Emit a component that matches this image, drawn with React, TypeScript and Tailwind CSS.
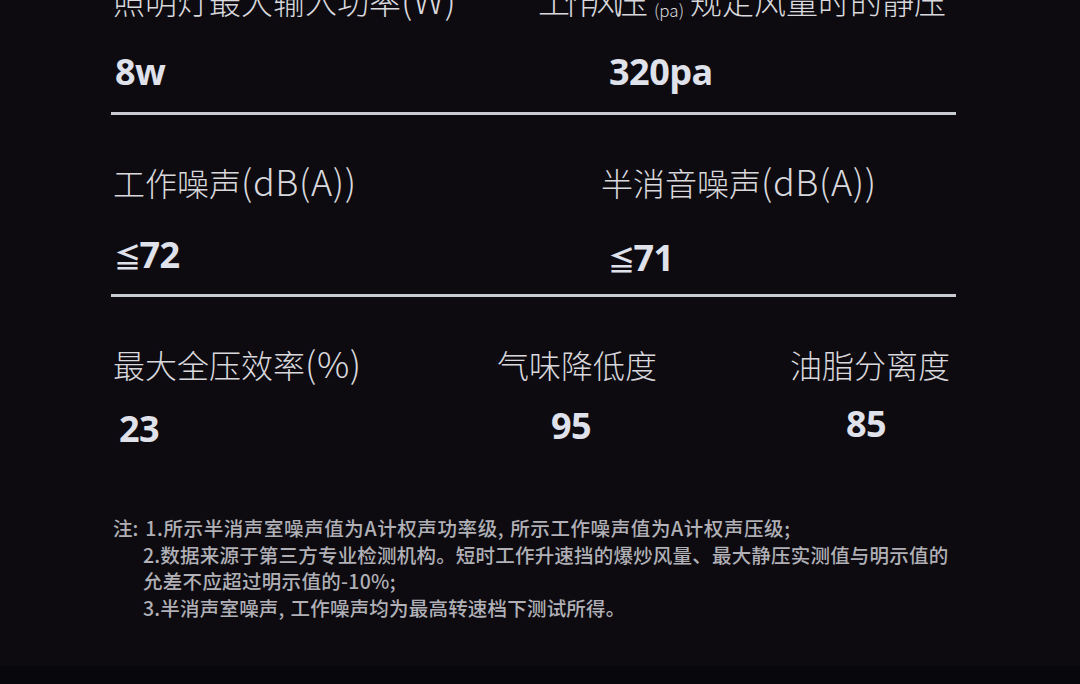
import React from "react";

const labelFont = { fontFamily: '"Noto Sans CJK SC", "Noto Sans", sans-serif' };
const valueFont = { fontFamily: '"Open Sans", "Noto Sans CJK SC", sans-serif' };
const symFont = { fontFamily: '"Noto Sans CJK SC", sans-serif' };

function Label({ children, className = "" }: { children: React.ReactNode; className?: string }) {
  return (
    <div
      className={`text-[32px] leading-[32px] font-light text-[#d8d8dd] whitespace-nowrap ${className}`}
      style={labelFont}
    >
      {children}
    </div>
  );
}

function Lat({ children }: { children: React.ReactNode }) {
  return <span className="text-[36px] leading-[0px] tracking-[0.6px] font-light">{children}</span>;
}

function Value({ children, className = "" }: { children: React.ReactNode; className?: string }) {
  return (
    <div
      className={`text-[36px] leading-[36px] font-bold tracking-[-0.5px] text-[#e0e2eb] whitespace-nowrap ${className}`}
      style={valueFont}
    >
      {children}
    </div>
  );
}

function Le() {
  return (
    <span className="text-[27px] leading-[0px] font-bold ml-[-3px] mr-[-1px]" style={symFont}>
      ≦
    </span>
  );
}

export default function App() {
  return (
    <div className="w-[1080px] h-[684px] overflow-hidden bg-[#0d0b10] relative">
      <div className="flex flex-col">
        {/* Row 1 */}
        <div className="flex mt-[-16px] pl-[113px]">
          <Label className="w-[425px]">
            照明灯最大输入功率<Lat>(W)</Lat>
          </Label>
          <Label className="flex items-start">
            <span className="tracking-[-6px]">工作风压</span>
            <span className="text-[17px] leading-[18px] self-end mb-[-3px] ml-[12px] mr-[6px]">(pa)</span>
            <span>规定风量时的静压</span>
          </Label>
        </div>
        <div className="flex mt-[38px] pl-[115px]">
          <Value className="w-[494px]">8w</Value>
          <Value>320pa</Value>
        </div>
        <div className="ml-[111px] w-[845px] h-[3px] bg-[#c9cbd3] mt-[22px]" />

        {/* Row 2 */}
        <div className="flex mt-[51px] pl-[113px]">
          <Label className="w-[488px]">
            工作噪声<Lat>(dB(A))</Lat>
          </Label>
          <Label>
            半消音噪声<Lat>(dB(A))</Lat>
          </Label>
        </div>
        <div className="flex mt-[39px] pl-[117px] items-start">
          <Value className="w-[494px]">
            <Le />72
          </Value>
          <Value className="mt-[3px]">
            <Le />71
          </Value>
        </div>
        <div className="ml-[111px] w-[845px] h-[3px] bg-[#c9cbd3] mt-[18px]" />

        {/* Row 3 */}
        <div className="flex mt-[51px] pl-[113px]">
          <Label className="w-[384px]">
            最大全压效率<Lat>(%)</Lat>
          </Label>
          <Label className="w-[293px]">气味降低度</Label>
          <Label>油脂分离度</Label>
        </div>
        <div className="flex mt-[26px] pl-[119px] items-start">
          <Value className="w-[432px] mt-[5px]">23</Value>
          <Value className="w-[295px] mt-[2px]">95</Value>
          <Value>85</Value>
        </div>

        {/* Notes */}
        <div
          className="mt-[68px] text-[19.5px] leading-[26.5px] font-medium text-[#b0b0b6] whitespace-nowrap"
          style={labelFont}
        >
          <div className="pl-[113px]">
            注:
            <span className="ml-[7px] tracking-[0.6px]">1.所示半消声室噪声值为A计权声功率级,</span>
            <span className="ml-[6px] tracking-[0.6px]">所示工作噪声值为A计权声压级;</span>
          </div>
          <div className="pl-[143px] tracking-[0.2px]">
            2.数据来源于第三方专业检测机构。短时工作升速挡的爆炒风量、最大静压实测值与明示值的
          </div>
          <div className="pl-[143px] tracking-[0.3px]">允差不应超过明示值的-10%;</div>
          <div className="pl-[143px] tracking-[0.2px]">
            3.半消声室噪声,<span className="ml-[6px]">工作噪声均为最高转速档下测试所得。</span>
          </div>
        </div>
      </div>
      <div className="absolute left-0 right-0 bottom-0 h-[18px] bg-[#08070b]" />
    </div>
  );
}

---

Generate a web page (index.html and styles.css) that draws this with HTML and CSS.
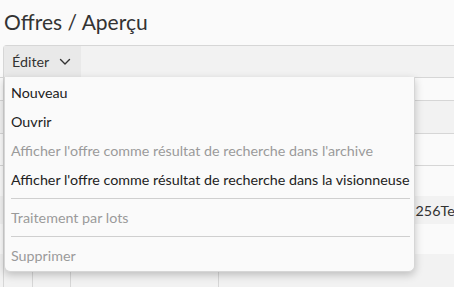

* * *

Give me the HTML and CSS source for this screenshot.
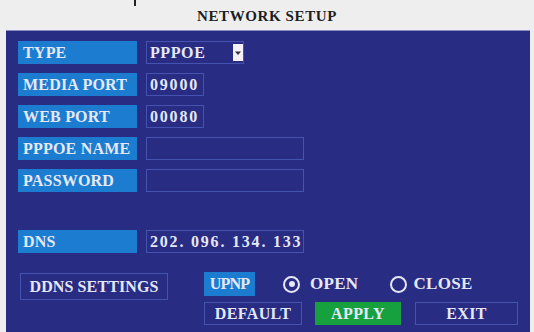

Stated exercise: Taking the entries above, extract every line from the one bearing "Emit a component" through the one bearing "import React from", exactly, with no pictures.

Response below:
Emit a component that matches this image, drawn with React, TypeScript and Tailwind CSS.
import React from "react";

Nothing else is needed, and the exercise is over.